→ **Materials provided**:
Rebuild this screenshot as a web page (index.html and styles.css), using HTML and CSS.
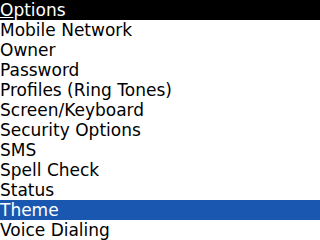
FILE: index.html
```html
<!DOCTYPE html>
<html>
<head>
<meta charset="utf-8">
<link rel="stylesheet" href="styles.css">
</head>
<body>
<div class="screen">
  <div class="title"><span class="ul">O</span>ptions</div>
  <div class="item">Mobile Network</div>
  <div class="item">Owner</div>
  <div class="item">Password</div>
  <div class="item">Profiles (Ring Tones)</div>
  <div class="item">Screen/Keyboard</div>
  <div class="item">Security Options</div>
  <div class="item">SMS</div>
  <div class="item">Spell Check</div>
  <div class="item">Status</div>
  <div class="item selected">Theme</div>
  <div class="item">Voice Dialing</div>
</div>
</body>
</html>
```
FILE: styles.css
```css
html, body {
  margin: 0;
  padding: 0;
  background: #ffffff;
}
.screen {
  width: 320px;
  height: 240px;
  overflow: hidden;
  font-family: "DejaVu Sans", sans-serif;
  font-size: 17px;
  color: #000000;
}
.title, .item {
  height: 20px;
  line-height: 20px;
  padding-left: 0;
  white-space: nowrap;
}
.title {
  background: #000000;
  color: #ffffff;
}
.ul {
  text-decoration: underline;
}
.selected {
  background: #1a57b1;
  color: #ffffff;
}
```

--

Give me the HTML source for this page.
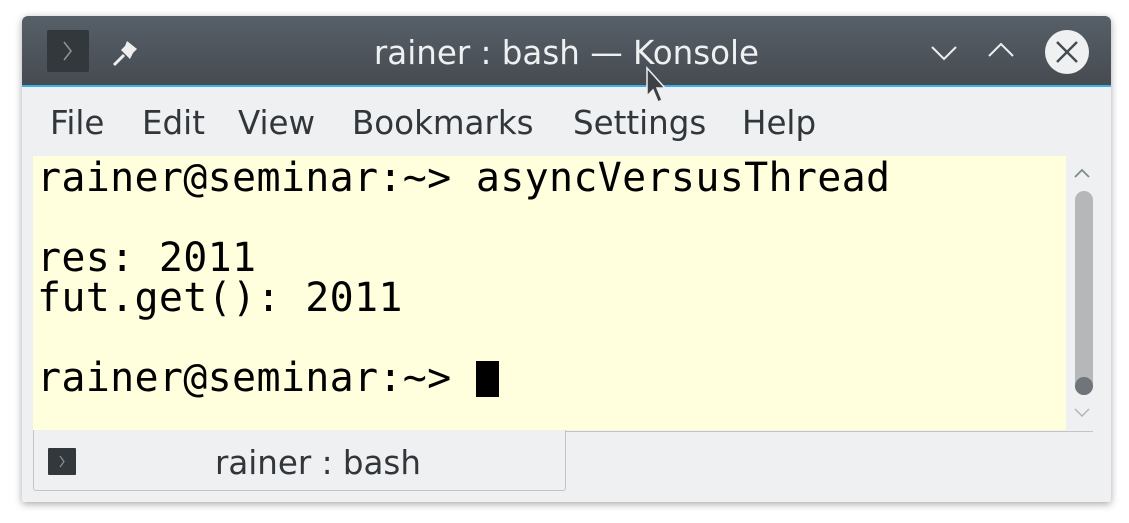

→ **Problem requirements**: Pull out every line of the entries that includes the word "page".

→ **Exercise solution**:
Rebuild this screenshot as a web page (index.html and styles.css), using HTML and CSS.
Give me the HTML source for this page.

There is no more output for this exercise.